PROBLEM TO WORK ON: Below is a listing to write out in full, exactly as given, without its pictures.
---
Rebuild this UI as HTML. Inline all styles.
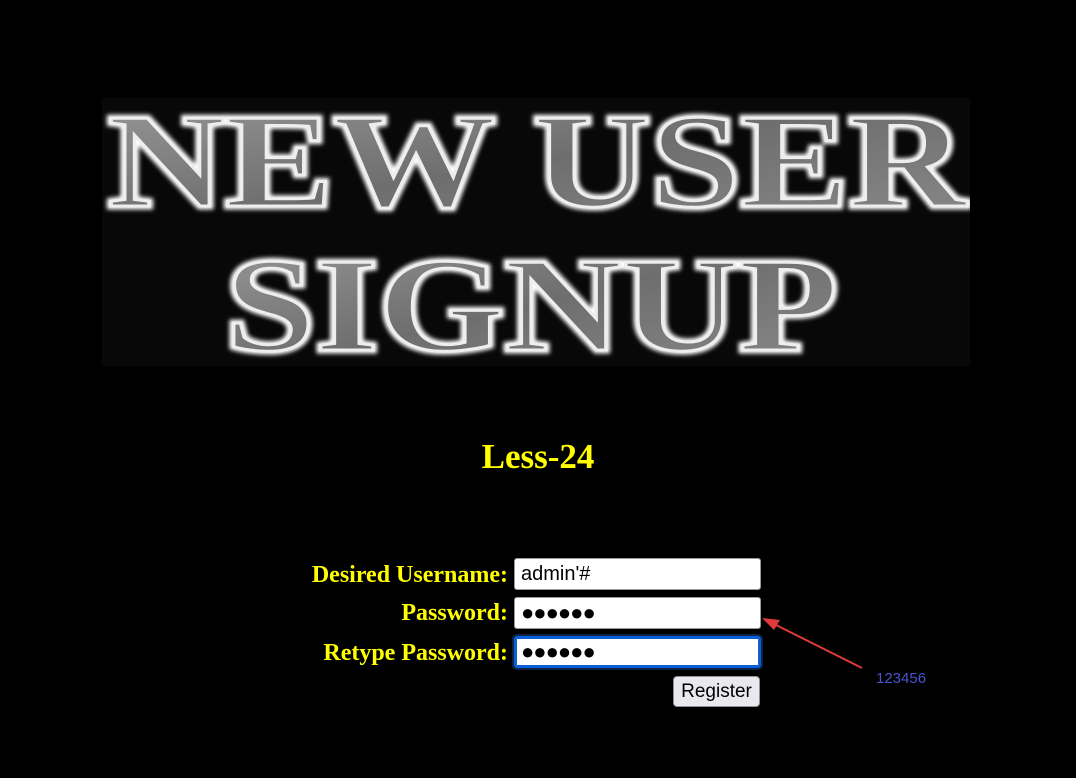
<!DOCTYPE html>
<html><head><style>
body{margin:0;background:#000;width:1076px;height:778px;overflow:hidden;position:relative;font-family:"Liberation Serif",serif}
.lbl{position:absolute;right:568px;color:#ff0;font-weight:bold;font-size:24px;line-height:32px}
.inp{position:absolute;left:514px;background:#fff;border:1px solid #999;border-radius:3px;font-family:"Liberation Sans",sans-serif;font-size:20px;line-height:30px;padding-left:6px;box-sizing:border-box;width:247px;height:32px;color:#000}
</style></head><body>
<svg style="position:absolute;left:102px;top:98px" width="868" height="268">
<defs><linearGradient id="g" x1="0" y1="0" x2="1" y2="1"><stop offset="0" stop-color="#9a9a9a"/><stop offset="0.5" stop-color="#6e6e6e"/><stop offset="1" stop-color="#8a8a8a"/></linearGradient>
<filter id="f"><feGaussianBlur stdDeviation="2"/></filter></defs>
<rect width="868" height="268" fill="#080808"/>
<g font-family="Liberation Serif,serif" font-weight="bold" font-size="134">
<text x="6" y="108" textLength="858" lengthAdjust="spacingAndGlyphs" fill="none" stroke="#fff" stroke-width="7" filter="url(#f)">NEW USER</text>
<text x="6" y="108" textLength="858" lengthAdjust="spacingAndGlyphs" fill="url(#g)" stroke="#eee" stroke-width="3">NEW USER</text>
<text x="123" y="252" textLength="613" lengthAdjust="spacingAndGlyphs" fill="none" stroke="#fff" stroke-width="7" filter="url(#f)">SIGNUP</text>
<text x="123" y="252" textLength="613" lengthAdjust="spacingAndGlyphs" fill="url(#g)" stroke="#eee" stroke-width="3">SIGNUP</text>
</g></svg>
<div style="position:absolute;left:0;width:1076px;top:436px;text-align:center;color:#ff0;font-weight:bold;font-size:35px;line-height:42px">Less-24</div>
<div class="lbl" style="top:559px">Desired Username:</div>
<div class="lbl" style="top:597px">Password:</div>
<div class="lbl" style="top:637px">Retype Password:</div>
<div class="inp" style="top:558px">admin'#</div>
<div class="inp" style="top:597px;font-size:22px;letter-spacing:-1px">●●●●●●</div>
<div class="inp" style="top:636px;border:3px solid #0a5fd6;box-shadow:0 0 0 2px #0b2345;font-size:22px;letter-spacing:-1px;padding-left:4px;line-height:26px">●●●●●●</div>
<div style="position:absolute;left:673px;top:676px;width:87px;height:31px;box-sizing:border-box;background:#e9e9ed;border:1px solid #8f8f9d;border-radius:4px;font-family:'Liberation Sans',sans-serif;font-size:19px;line-height:29px;text-align:center">Register</div>
<svg style="position:absolute;left:0;top:0" width="1076" height="778">
<line x1="862" y1="668" x2="770" y2="622" stroke="#e03a3a" stroke-width="2"/>
<polygon points="762,618 780,620 774,630" fill="#e03a3a"/>
</svg>
<div style="position:absolute;left:876px;top:670px;color:#4455cc;font-family:'Liberation Sans',sans-serif;font-size:15px">123456</div>
</body></html>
---
RESPONSE TO THE TASK:
Rebuild this UI as HTML. Inline all styles.
<!DOCTYPE html>
<html><head><style>
body{margin:0;background:#000;width:1076px;height:778px;overflow:hidden;position:relative;font-family:"Liberation Serif",serif}
.lbl{position:absolute;right:568px;color:#ff0;font-weight:bold;font-size:24px;line-height:32px}
.inp{position:absolute;left:514px;background:#fff;border:1px solid #999;border-radius:3px;font-family:"Liberation Sans",sans-serif;font-size:20px;line-height:30px;padding-left:6px;box-sizing:border-box;width:247px;height:32px;color:#000}
</style></head><body>
<svg style="position:absolute;left:102px;top:98px" width="868" height="268">
<defs><linearGradient id="g" x1="0" y1="0" x2="1" y2="1"><stop offset="0" stop-color="#9a9a9a"/><stop offset="0.5" stop-color="#6e6e6e"/><stop offset="1" stop-color="#8a8a8a"/></linearGradient>
<filter id="f"><feGaussianBlur stdDeviation="2"/></filter></defs>
<rect width="868" height="268" fill="#080808"/>
<g font-family="Liberation Serif,serif" font-weight="bold" font-size="134">
<text x="6" y="108" textLength="858" lengthAdjust="spacingAndGlyphs" fill="none" stroke="#fff" stroke-width="7" filter="url(#f)">NEW USER</text>
<text x="6" y="108" textLength="858" lengthAdjust="spacingAndGlyphs" fill="url(#g)" stroke="#eee" stroke-width="3">NEW USER</text>
<text x="123" y="252" textLength="613" lengthAdjust="spacingAndGlyphs" fill="none" stroke="#fff" stroke-width="7" filter="url(#f)">SIGNUP</text>
<text x="123" y="252" textLength="613" lengthAdjust="spacingAndGlyphs" fill="url(#g)" stroke="#eee" stroke-width="3">SIGNUP</text>
</g></svg>
<div style="position:absolute;left:0;width:1076px;top:436px;text-align:center;color:#ff0;font-weight:bold;font-size:35px;line-height:42px">Less-24</div>
<div class="lbl" style="top:559px">Desired Username:</div>
<div class="lbl" style="top:597px">Password:</div>
<div class="lbl" style="top:637px">Retype Password:</div>
<div class="inp" style="top:558px">admin'#</div>
<div class="inp" style="top:597px;font-size:22px;letter-spacing:-1px">●●●●●●</div>
<div class="inp" style="top:636px;border:3px solid #0a5fd6;box-shadow:0 0 0 2px #0b2345;font-size:22px;letter-spacing:-1px;padding-left:4px;line-height:26px">●●●●●●</div>
<div style="position:absolute;left:673px;top:676px;width:87px;height:31px;box-sizing:border-box;background:#e9e9ed;border:1px solid #8f8f9d;border-radius:4px;font-family:'Liberation Sans',sans-serif;font-size:19px;line-height:29px;text-align:center">Register</div>
<svg style="position:absolute;left:0;top:0" width="1076" height="778">
<line x1="862" y1="668" x2="770" y2="622" stroke="#e03a3a" stroke-width="2"/>
<polygon points="762,618 780,620 774,630" fill="#e03a3a"/>
</svg>
<div style="position:absolute;left:876px;top:670px;color:#4455cc;font-family:'Liberation Sans',sans-serif;font-size:15px">123456</div>
</body></html>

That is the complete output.